Asset will be strongly opposed, it can be expected, by political
parties, by media, and by everyone who benefits from the existing
Hence I suggest Asset be first implemented in NGOs, because until people
experience it, those forces will convince people that this is a
dangerous reform that will destroy everything we love and create all we
Score voting is a nice reform, though there is even better (i.e., runoff
voting with score ballots; most voting system reform people have
completely missed the requirement for a majority approval for election,
which was basic democracy.) Approval is the simplest voting reform,
simply Count All The Votes, don't discard multiple votes. But this will
not fundamentally change the system. Asset would.
Not only will there exist a fully representative Assembly, with seats
chosen, not "elected in a contest," but there will also exist an
intermediate body, providing visible communication channels between the
public and the seats, i.e,. the Electoral College, the body of electors,
public voters, so the seats know who elected them (and the public knows
who it voted for, so they will see the actual power resulting from their
vote, even though the electors will not necessarily know who voted for
On 4/29/2019 6:08 PM, Kristofer Munsterhjelm wrote:
> First of all, this did end up later than I wanted. Other things have
> been occupying my time, and though I've wanted to give a better account
> than I have below, I think it's been long enough.
> Second, the random selection I contrast to elections below more or less
> forces some kind of multiwinner system, because otherwise the variance
> would be unacceptable. You can't randomly select a president (well, you
> could, but it wouldn't be a good idea to leave that much to chance).
> (But on the flipside, that means the argument against elections isn't
> just applicable to single-winner, but to multi-winner/PR as well.)
> On 18/04/2019 13.06, William WAUGH wrote:
>> On Wed, Apr 17, 2019 at 7:42 AM Kristofer Munsterhjelm wrote:
>> It's also possible to argue that all forms of election will result in
>> some sort of rule by the few.
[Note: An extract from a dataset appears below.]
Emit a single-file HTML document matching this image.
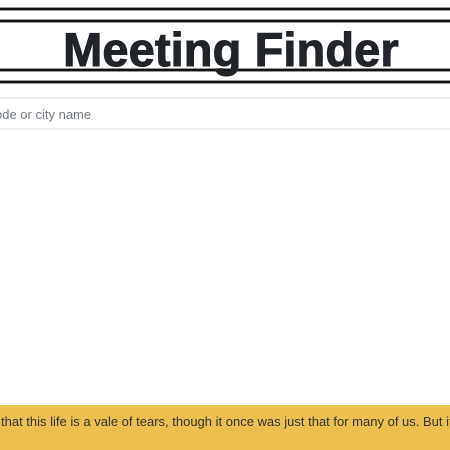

I've ignored that here, because getting
>> into a discussion of how few are too few would distract from the point
>> Which few would rule if the form were Score Voting?
> The short answer is: the politicians. If the system is good, the
> politicians will be those who are better at governing; if not so good,
> the politicians will be a group of people who are able to use their
> preexisting power to control the method and the voters more effectively
> than the method and the voters can control them.
> The point of an election method is to find the best of a number of
> alternatives. Inherent in the use of elections to begin with is that
> determining who is the best is a difficult task, i.e. that not all the
> contenders are well-suited. If all were well enough suited on average,
> you could just do what polling organizations do: choose a number of them
> at random (after compensating for chance).
> For the classical argument, it's probably easiest to refer to the
> ancient Greeks. When analyzing forms of government, Aristotle divided
> them into three types (rule by one, rule by a few, and rule by many),
> and furthermore into two categories based on whether the rulers only
> ruled for their own benefit, or for the benefit of people at large. He
> called self-serving rule by few oligarchy, and rule by few for the
> benefit of the people, aristocracy. He then argued that elections lead
> to some form of rule by few or a minority, i.e. to aristocracy or
> oligarchy (for, as I understand it, a reason similar to what I said above).
> One might argue that a rule of the skilled or extraordinarily able is a
> good form of rule by a minority. That may be so, but it is nevertheless
> a rule by a minority. Such an argument is, in effect, saying that
> there's no problem with a rule by few; the problem is when that rule
> becomes an oligarchy rather than an aristocracy. If one has no problem
> with aristocracy *as such*, then keeping the system from degrading into
> oligarchy is of course very important. Better election method contribute
> to this by making it much harder for the rulers to twist the criteria by
> which they're judged to something that favors themselves rather than the
> But one could still have objections to all kinds of rule by a minority,
> however effective or selfless. From what I understand, the Athenians
> considered equality of power (that everybody have the same chance to be
> part of the governing mechanism) as an extension of equality under the
> law, and thus a right that citizens should have. If aristocracy is more
> effective than democracy, that doesn't matter. It's analogous to the
> thought that even if authoritarianism is more effective than
> (representative) democracy and gets the trains running on time,
> democracy is preferrable because people should govern themselves.
> Alternatively, one could argue that education and wisdom of crowds make
> sufficiently large random assemblies not that much worse than elected
> assemblies, to the point where one loses more to the risk of corruption
> (sliding into oligarchy) by going with elections than one loses by
> mediocrity (so to speak) by going with random selection. The more
> effective mechanisms like deliberative polls are, the stronger that
> argument is. And the more oligarchy-resistant electoral democracy is
> with good election methods, the weaker the argument.